Because it’s supposed to SNOW tomorrow here in Vermont, I thought I would torture myself and all of my fellow Northerners with warm thoughts of running in paradise. You are welcome. A common question I’ve been asked over the years, mainly by runners planning on putting in some miles on vacation, is “how do I run ON the beach?” It may seem obvious at first…you put on your shoes and run…but believe it or not, running on the sand and seashore presents a number of unique concerns that are not present in everyday running on the paved road or groomed trails. Headed on vacation? Take me with you. But seriously, here are six tips to keep you comfortable and safe when running on the beach.
Yes, sand between your toes feels amazing, and truly is the novelty of running on the beach, but there are numerous reasons why it might be a much safer idea to wear your normal running sneakers. First and foremost, wearing sneakers will help keep your feet safe from the wide variety of debris you may encounter on the shore, such as sharp seashells, rocks protruding from the sand, broken glass, or other man made debris. Have you ever stepped on a broken clam shell? Not fun at all. Once I ran 3 miles barefoot on the sand, and blistered and chafed my feet in a way that can only be described as it felt like I scrubbed my soles with sandpaper. That pain wasn’t worth the barefoot novelty, I assure you.
Second, if you are used to running in sneakers, putting in significant mileage barefoot may cause serious discomfort or even injury to your feet and legs, as your running form naturally changes, and you engage more muscles. If you choose to run barefoot, start with very short distances, and slowly ease into longer runs as your body adjusts to the change in foot strike that occurs when running barefoot.
Lastly, that beautiful, soft, sandy beach might not be as long as you thought..and in order to get in substantial mileage, you may have to cross rocks or berms that might be uncomfortable if you are barefoot.
Wear High Socks
Avoid miserable chafing by not only wearing socks, but wearing high socks (crew length or higher). Sure they aren’t as cute or trendy as the no-show socks, but neither are blisters. The higher the sock comes up on your ankle, the less likely you are to get sand in the socks.
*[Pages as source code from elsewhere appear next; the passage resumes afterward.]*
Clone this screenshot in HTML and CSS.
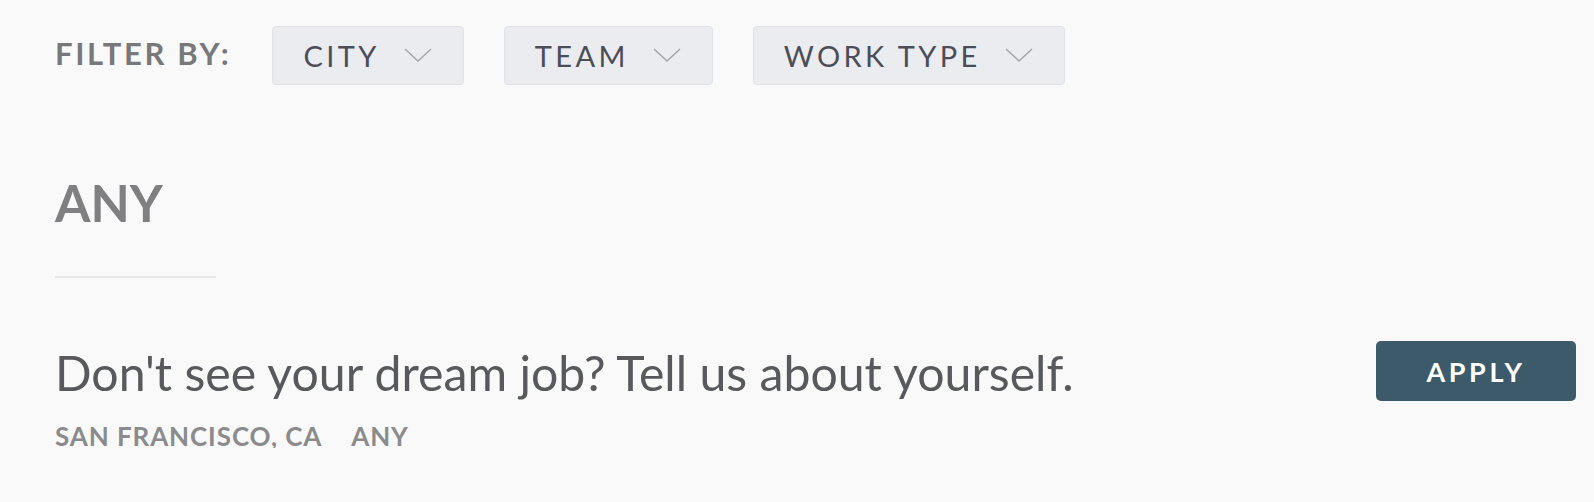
FILE: index.html
```html
<!DOCTYPE html>
<html lang="en">
<head>
<meta charset="utf-8">
<title>Jobs</title>
<link rel="stylesheet" href="styles.css">
</head>
<body>
<div class="page">
  <div class="filters">
    <span class="filter-label">FILTER BY:</span>
    <button class="filter-btn"><span>CITY</span><svg class="chev" width="28" height="14" viewBox="0 0 28 14"><polyline points="1,1 14,13 27,1" fill="none" stroke="#a3a4a8" stroke-width="1.4"/></svg></button>
    <button class="filter-btn"><span>TEAM</span><svg class="chev" width="28" height="14" viewBox="0 0 28 14"><polyline points="1,1 14,13 27,1" fill="none" stroke="#a3a4a8" stroke-width="1.4"/></svg></button>
    <button class="filter-btn"><span>WORK TYPE</span><svg class="chev" width="28" height="14" viewBox="0 0 28 14"><polyline points="1,1 14,13 27,1" fill="none" stroke="#a3a4a8" stroke-width="1.4"/></svg></button>
  </div>
  <h2 class="group-title">ANY</h2>
  <div class="divider"></div>
  <div class="job">
    <div class="job-info">
      <div class="job-title">Don't see your dream job? Tell us about yourself.</div>
      <div class="job-meta"><span>SAN FRANCISCO, CA</span><span>ANY</span></div>
    </div>
    <a class="apply" href="#">APPLY</a>
  </div>
</div>
</body>
</html>
```

FILE: styles.css
```css
* { box-sizing: border-box; }
html, body {
  margin: 0;
  padding: 0;
  background: #f9f9f9;
  font-family: Lato, "Liberation Sans", sans-serif;
}
.page {
  padding: 26px 18px 0 55px;
}
.filters {
  display: flex;
  align-items: center;
  height: 58px;
}
.filter-label {
  font-size: 31px;
  font-weight: 700;
  color: #78787b;
  letter-spacing: 2.6px;
  margin-right: 41px;
  position: relative;
  top: -2px;
}
.filter-btn {
  display: flex;
  align-items: center;
  gap: 24px;
  height: 59px;
  margin-right: 40px;
  padding: 0 31px 0 30px;
  background: #ebecef;
  border: 1px solid #e1e2e6;
  border-radius: 4px;
  font-family: inherit;
  font-size: 29px;
  font-weight: 400;
  color: #4b4d57;
  letter-spacing: 3.4px;
}
.chev { display: block; }
.group-title {
  margin: 93px 0 0;
  font-size: 51px;
  line-height: 51px;
  font-weight: 700;
  color: #7f7f81;
}
.divider {
  margin-top: 48px;
  width: 161px;
  height: 2px;
  background: #e6e6e8;
}
.job {
  display: flex;
  justify-content: space-between;
  align-items: flex-start;
  margin-top: 63px;
}
.job-title {
  font-size: 48.2px;
  line-height: 63px;
  color: #58595d;
}
.job-meta {
  display: flex;
  gap: 29px;
  margin-top: 20px;
  font-size: 26px;
  line-height: 24px;
  font-weight: 700;
  color: #8b8b8e;
  letter-spacing: 0.9px;
}
.apply {
  display: flex;
  align-items: center;
  justify-content: center;
  width: 200px;
  height: 60px;
  background: #3c5a6a;
  border-radius: 5px;
  color: #ffffff;
  font-size: 27px;
  font-weight: 700;
  letter-spacing: 3.6px;
  text-decoration: none;
}
```
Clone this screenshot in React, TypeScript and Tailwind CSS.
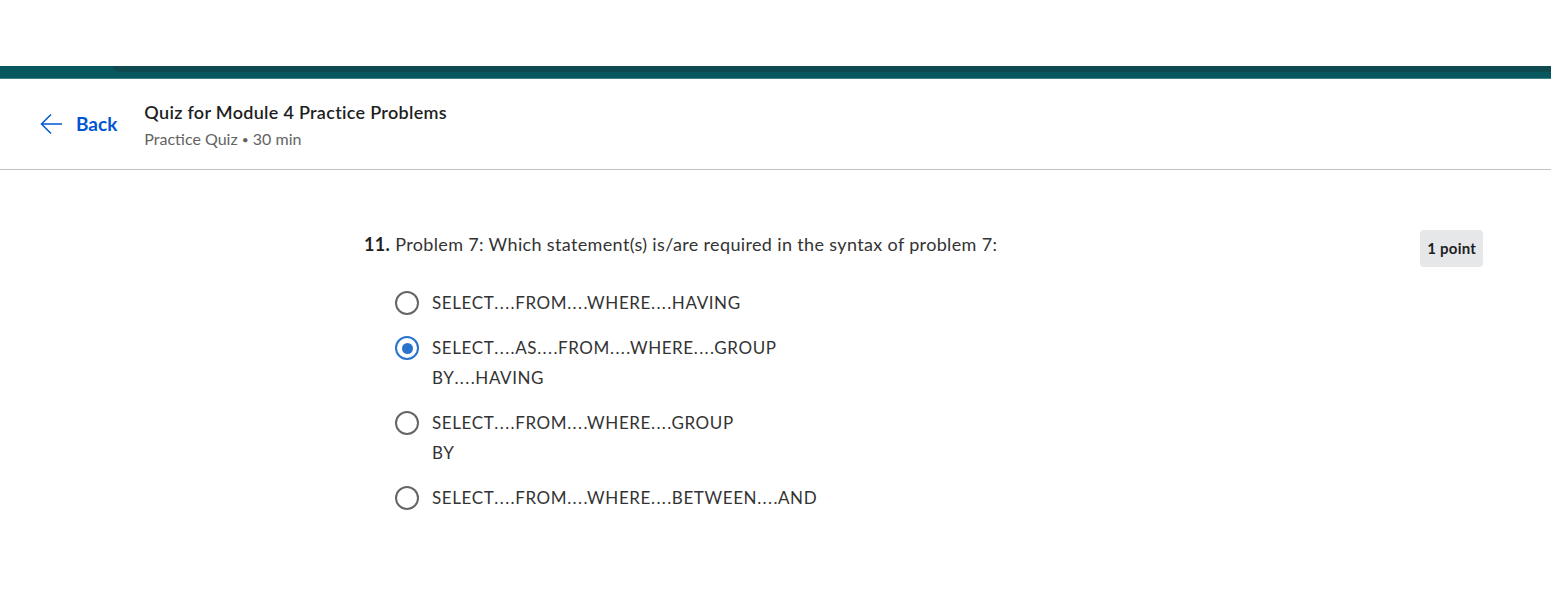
import React from "react";

const options = [
  { lines: ["SELECT….FROM….WHERE….HAVING"], checked: false },
  { lines: ["SELECT….AS….FROM….WHERE….GROUP", "BY….HAVING"], checked: true },
  { lines: ["SELECT….FROM….WHERE….GROUP", "BY"], checked: false },
  { lines: ["SELECT….FROM….WHERE….BETWEEN….AND"], checked: false },
];

// the original shows four evenly spaced dots between keywords
const Dotted = ({ text }: { text: string }) => {
  const parts = text.split("….");
  return (
    <>
      {parts.map((p, i) => (
        <React.Fragment key={i}>
          {p}
          {i < parts.length - 1 && (
            <span>
              <span className="tracking-[1.4px]">...</span>.
            </span>
          )}
        </React.Fragment>
      ))}
    </>
  );
};

const Radio = ({ checked }: { checked: boolean }) => (
  <span
    className={`flex items-center justify-center w-[24px] h-[24px] rounded-full border-[2.5px] shrink-0 ${
      checked ? "border-[#2a73cc]" : "border-[#666666]"
    }`}
  >
    {checked && <span className="w-[11px] h-[11px] rounded-full bg-[#2a73cc]" />}
  </span>
);

export default function App() {
  return (
    <div className="min-h-[599px] bg-white font-['Lato',sans-serif] text-[#1f1f1f]">
      <div className="h-[66px]" />

      {/* teal band */}
      <div className="h-[13px] bg-[#07585e] flex flex-col">
        <div className="h-[6px] flex">
          <div className="w-[113px]" />
          <div className="flex-1 bg-[#0e4a4f] rounded-bl-[14px]" />
        </div>
        <div className="flex-1" />
        <div className="h-px bg-[#3d8287]" />
      </div>

      {/* header */}
      <div className="h-[91px] border-b border-[#c2c2c2] flex items-start pt-[21px]">
        <button className="flex items-center gap-[13px] ml-[40px] mt-[10px] text-[#0056d2] font-bold text-[19px]">
          <svg width="23" height="22" viewBox="0 0 23 22" fill="none" stroke="#0056d2" strokeWidth="1.5">
            <path d="M22 11H2" />
            <path d="M11 1.5L1.5 11L11 20.5" />
          </svg>
          Back
        </button>
        <div className="ml-[27px]">
          <div className="text-[18px] tracking-[0.3px] font-semibold leading-[24px] text-[#1f1f1f]">
            Quiz for Module 4 Practice Problems
          </div>
          <div className="text-[16px] leading-[20px] mt-[5px] text-[#636363]">
            Practice Quiz <span className="text-[12px] align-[1px]">•</span> 30 min
          </div>
        </div>
      </div>

      {/* question */}
      <div className="pl-[364px] pr-[68px] pt-[60px]">
        <div className="flex items-start justify-between">
          <div className="text-[18px] tracking-[0.35px] leading-[28px] text-[#333333]">
            <span className="font-bold text-[#1f1f1f]">11.</span> Problem 7: Which statement(s) is/are required in the syntax of problem 7:
          </div>
          <span className="bg-[#e5e7e8] rounded-[4px] px-[7px] h-[37px] flex items-center text-[15px] tracking-[0.2px] font-bold text-[#1f1f1f]">
            1 point
          </span>
        </div>

        <div className="mt-[21px] pl-[31px] flex flex-col gap-[15px]">
          {options.map((opt, i) => (
            <div key={i} className="flex items-start gap-[13px]">
              <div className="h-[30px] flex items-center">
                <Radio checked={opt.checked} />
              </div>
              <div className="text-[17px] tracking-[0.6px] leading-[30px] text-[#333333] whitespace-nowrap">
                {opt.lines.map((l, j) => (
                  <div key={j}>
                    <Dotted text={l} />
                  </div>
                ))}
              </div>
            </div>
          ))}
        </div>
      </div>
    </div>
  );
}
Sun safety is no joke: research shows that runners are more susceptible to skin cancer, including deadly forms such as melanoma, due to their often excessive outdoor exposure. So while sun safety is a concern for all runners who exercise outdoors, but is even more important while running on the beach. The dangerous UV rays of the sun are often reflected off of the water, magnifying possible effects. Further, there is typically little to zero shade available on the beach, so it is important to protect yourself from the harmful rays of the sun. Be sure to wear sunscreen, as well as protective clothing, and sunglasses if necessary. Avoid peak sun hours; run early in the morning or later in the afternoon if possible.
Check the Weather
In most locations, weather can change in an instant, but on the coast it often happens more quickly. When on the beach, you most likely won’t have any protection from the elements, such as if a thunderstorm unexpectedly blows in. Further, be sure to check the heat index when you go out. As mentioned above, there is typically little to zero shade available, and that sun beating down on you can not only feel miserable, but may be quite dangerous.
Check the Tide
This is an obvious one to people who spend a lot of time on the coast, but maybe not so much to vacationers: check the tide. Running in the deep, dry sand is significantly more difficult than running on the wet, hard packed sand closer to the shore. If you are new to running on the beach, you will want to start out in the wet sand. If you want an insane leg and ankle workout, run in the deep, dry sand. Checking the tide charts before planning a beach run will allow you to plan your run around low tide, when the beach typically has more surface area available for running, much of which is the hard packed, wet sand.
Also, if at all possible, try to run on the flattest areas of the beach. Running on shoreline that is significantly sloped may cause unnecessary strain on your lower body. If you cannot find level ground, be sure to do an out and back run, which may even out the wear on your body.
Have you noticed a theme with all of my advice articles? DRINK UP. Dehydration is so common among athletes, and yet so easily preventable. In addition to the lack of shade available on the beach, lack of freshwater sources may also be a concern. Be sure to properly hydrate prior to your run, as well as carry a water source with you if at all possible.